Over the last two years there has been a significant change in the macroeconomic fundamentals and geopolitical balance in the region. As a result, CSC has seen a shift in the spending behavior of its customer base across the region. The IT purchasing process has become increasingly driven around business use cases, with expectations of tangible return on investment, and request for additional details across the purchase process.
On one hand, spending decisions are being revisited and business heads are being pressured to look for new revenue streams using innovation. Even spending patterns are changing, moving away from upfront capital asset investments to consumption based payments. On the other hand, executives are increasingly engaging with CSC on how to move forward from here.
“While spending has been tightened, this has opened up interesting conversations on changing business models, operating models, outsourcing, cloud, big data and finding new ways to monetise existing assets,” says Alok Bapna, Managing Director, Middle East and Africa, CSC.
For the regional operations of the $8 billion global system integrator, these are not unfamiliar expectations coming from its customer base.
Globally CSC has strategic vendor partnerships with Amazon Web Services, AT&T, Dell EMC, HCL, Hitachi, IBM, Lenovo, Microsoft, Oracle, Salesforce, SAP, Workday, ServiceNow. CSC also maintains alliances with 100+ other vendors in 25 countries.
On the technology platform side, offerings from CSC include workplace, cloud, cyber security, mobility, social, application services, banking, next gen networks, storage, consulting, big data, analytics. The vertical markets include banking, healthcare, insurance, manufacturing, retail, energy, transportation, public sector.

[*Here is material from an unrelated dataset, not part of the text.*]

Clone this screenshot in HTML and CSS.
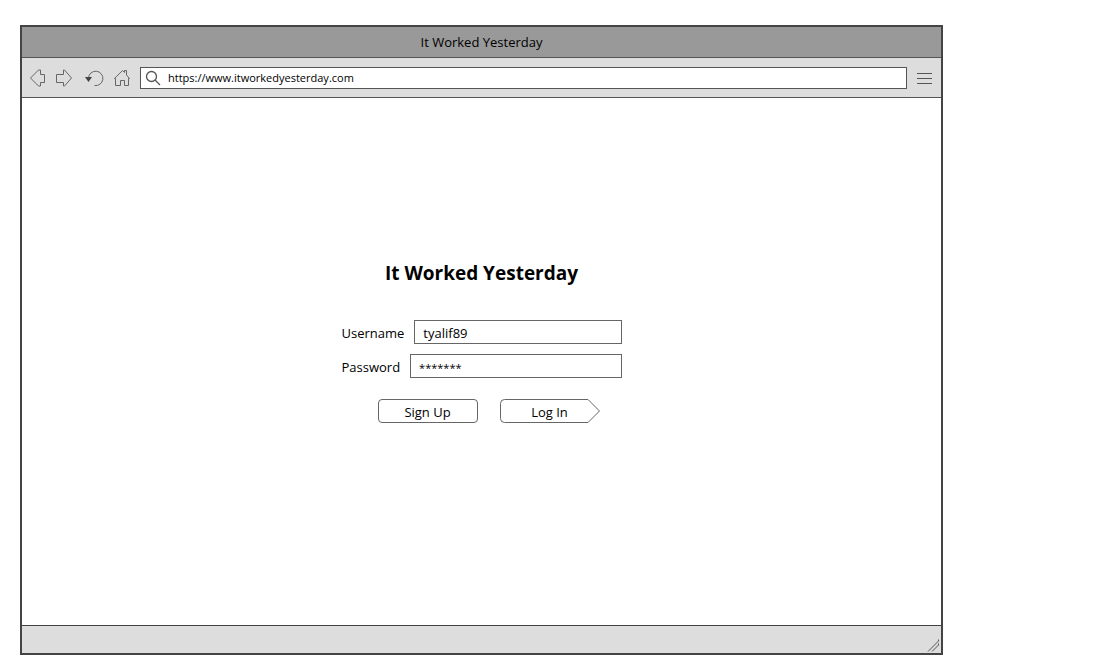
FILE: index.html
```html
<!DOCTYPE html>
<html lang="en">
<head>
<meta charset="utf-8">
<title>It Worked Yesterday</title>
<link rel="stylesheet" href="styles.css">
</head>
<body>
<div class="window">
  <header class="titlebar">It Worked Yesterday</header>
  <nav class="toolbar">
    <button class="tool" type="button" aria-label="Back">
      <svg width="16" height="18" viewBox="0 0 16 18"><path d="M.5 9 8.500 1H10.500V5.500H14.500V13.500H10.500V17H8.500Z"/></svg>
    </button>
    <button class="tool" type="button" aria-label="Forward">
      <svg width="16" height="18" viewBox="0 0 16 18"><path d="M15.500 9 8.500 1H7.500V5.500H.5V13.500H7.500V17H8.500Z"/></svg>
    </button>
    <button class="tool" type="button" aria-label="Reload">
      <svg width="22" height="18" viewBox="0 0 22 18"><path d="M6.500 9A7.200 7.200 0 1 1 12.500 16.500"/><path class="solid" d="M3 8H10L6.500 13Z"/></svg>
    </button>
    <button class="tool" type="button" aria-label="Home">
      <svg width="16" height="18" viewBox="0 0 16 18"><path d="M.5 9.500 8.500 1.500 10.500 3.500V1.500H12.500V6L15.500 9.500H14.500V16.500H10.500V11.500H6.500V16.500H1.500V9.500Z"/></svg>
    </button>
    <div class="address">
      <svg class="search" width="16" height="16" viewBox="0 0 16 16"><circle cx="6.500" cy="6.500" r="5"/><path d="M10 10 15 15"/></svg>
      <input class="address-input" type="text" aria-label="Address" value="https://www.itworkedyesterday.com">
    </div>
    <button class="tool" type="button" aria-label="Menu">
      <svg class="menu" width="16" height="18" viewBox="0 0 16 18"><path d="M0 4.500H15M0 9.500H15M0 14.500H15"/></svg>
    </button>
  </nav>
  <main class="page">
    <h1 class="heading">It Worked Yesterday</h1>
    <form class="login">
      <div class="field">
        <label class="field-label" for="username">Username</label>
        <input class="field-input" id="username" type="text" value="tyalif89">
      </div>
      <div class="field">
        <label class="field-label" for="password">Password</label>
        <input class="field-input masked" id="password" type="text" value="*******">
      </div>
      <div class="actions">
        <button class="action rounded" type="button">Sign Up</button>
        <button class="action arrow" type="button">
          <svg class="arrow-shape" width="100" height="24" viewBox="0 0 100 24"><path d="M4.500 .5H88L99.500 12 88 23.500H4.500A4 4 0 0 1 .5 19.500V4.500A4 4 0 0 1 4.500 .5Z"/></svg>
          <span class="arrow-label">Log In</span>
        </button>
      </div>
    </form>
  </main>
  <footer class="statusbar">
    <svg class="grip" width="14" height="14" viewBox="0 0 14 14"><path d="M1 12.500 11.500 2V.5M5 12.500 11.500 6V4.500"/></svg>
  </footer>
</div>
</body>
</html>
```
FILE: styles.css
```css
* {
  box-sizing: border-box;
}

body {
  margin: 0;
  padding: 25px 157px 0 20px;
  background: #fff;
  color: #000;
  font: 13px/20px "Open Sans", "Noto Sans", sans-serif;
}

button,
input {
  margin: 0;
  padding: 0;
  border: 0;
  background: none;
  color: inherit;
  font: inherit;
}

svg {
  display: block;
  flex: none;
  fill: none;
  stroke: #666;
}

.window {
  display: flex;
  flex-direction: column;
  min-height: calc(100vh - 25px);
  border: 2px solid #444;
}

.titlebar {
  padding: 5px;
  border-bottom: 1px solid #555;
  background: #999;
  text-align: center;
}

.toolbar {
  display: flex;
  align-items: center;
  gap: 10px;
  padding: 9px 8px 8px;
  border-bottom: 1px solid #555;
  background: #ddd;
}

.solid {
  fill: #444;
  stroke: none;
}

.search,
.menu,
.grip {
  stroke: #555;
}

.search {
  stroke-width: 1.3;
}

.address {
  display: flex;
  flex: 1;
  align-items: center;
  gap: 7px;
  height: 22px;
  padding: 0 4px;
  border: 1px solid #555;
  background: #fff;
}

.address-input {
  flex: 1;
  min-width: 0;
  height: 18px;
  font-size: 11px;
}

.page {
  display: flex;
  flex: 1;
  flex-direction: column;
  align-items: center;
  padding: 161px 20px 40px;
}

.heading {
  margin: 0 0 33px;
  font-size: 19px;
  line-height: 28px;
}

.login {
  display: flex;
  flex-direction: column;
  gap: 10px;
  width: 280px;
}

.field {
  display: flex;
  align-items: center;
  gap: 10px;
}

.field-label {
  padding-top: 2px;
}

.field-input {
  flex: 1;
  min-width: 0;
  height: 24px;
  padding: 2px 8px 0;
  border: 1px solid #666;
}

.masked {
  font-size: 11px;
}

.actions {
  display: flex;
  gap: 22px;
  padding: 11px 0 0 36px;
}

.action {
  width: 100px;
  height: 24px;
  padding-top: 2px;
}

.rounded {
  border: 1px solid #666;
  border-radius: 4px;
}

.arrow {
  position: relative;
}

.arrow-shape {
  position: absolute;
  inset: 0;
}

.arrow-label {
  position: relative;
}

.statusbar {
  display: flex;
  align-items: flex-end;
  justify-content: flex-end;
  height: 28px;
  border-top: 1px solid #444;
  background: #ddd;
}
```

While spending has been tightened this has opened up interesting conversations on changing business models
Doing more with less is always an interesting conversation and one that CSC is particularly good at
“Doing more with less is always an interesting conversation and one that CSC is particularly quite good at,” continues Bapna. Being agnostic to any one vendor, CSC is regionally leveraging its broad platform of vendor alliances and technology competencies to offer what works best for the customer. “This enables us to really put the customer in the centre and design solutions that cater just for that.”
CSC is also able to leverage business expectations and decisions to move from capital expenditure to operational expenditure spending. Its key partnerships with Amazon Web Services and Microsoft Azure enable CSC to meet these expectations.
“Capex to opex shifts and the interest in the cloud is also an interesting move that we look to capitalise further,” adds Bapna. The changing macroeconomic conditions and economic downturn is driving decisions away from existing ways of thinking towards continuously opening up doors for change.
The fourth platform of technologies has changed the landscape of IT solutions. Components such as cloud, converged infrastructure, software defined anything, fabric networks, scale out, managed services, connected devices, security, open systems, interoperability, IoT, smart solutions, are becoming increasingly integrated into solutions being newly procured.
The fourth platform of technologies are the current focus of CSC and is the lead driving factor in all its conversations with customers. Over the past five years, CSC has been preparing itself by embedding these digital transformation technologies internally. Digital transformation technologies from CSC are helping customers move away from traditional models of technology usage.
We have been leading our client’s digital transformation regionally, moving them away from traditional operating models particularly when it comes to helping flagship enterprises transform
The market is in desperate need for talent with the next generation skill sets and the more this is mandated by partners the better
Says Bapna, “We have been leading our client’s digital transformation globally and regionally, moving them away from traditional operating models, particularly when it comes to helping flagship enterprises transform.”
CSC is helping its customers move away from buying boxes for their datacenters towards modernising applications, designing scale out architectures, implementing agile operating models, and maximising their cloud adoptions.
Channel partners are trusted advisors and are at the forefront with customers. They have the responsibility to lead the conversations on digital transformation with their customers. However, in order to do so they must have the right people with the right skills on-boarded. With shortage of digital transformation skills in the market, end-customers will expect their partners to have these skill sets.
“Everything is moving fast. The market is in desperate need for talent with the next generation skill sets and the more this is mandated by partners the better,” says Bapna.
While awareness and understanding of digital transformation builds up in the region, CSC is also following its business-as-usual approach. Bapna indicates that healthcare and insurance are focus vertical markets in the region and CSC has built significant assets in these market segments.
CSC first entered the Middle East region in 1978, initially starting in Saudi Arabia. In 2004 Covansys, which was later to be acquired by CSC in 2007, started engagement with Emirates. In 2004 Covansys also started SAP implementation in the region. At the time of Covansys acquisition in 2007, project engagements with Emirates had clocked 200+ man years. In 2009, CSC on-boarded Qatar Airways and started its first Oracle services engagement.
In 2012, CSC opened Abu Dhabi and Qatar offices and reached the milestone of 50 customer accounts. In 2013, the Middle East and Africa regional offices were merged. At present the, consolidated CSC Middle East and Africa operations include 750+ employees, 100+ customer accounts, and six operational offices. CSC operates in UAE, Qatar, Saudi Arabia, Kuwait, Oman, South Africa.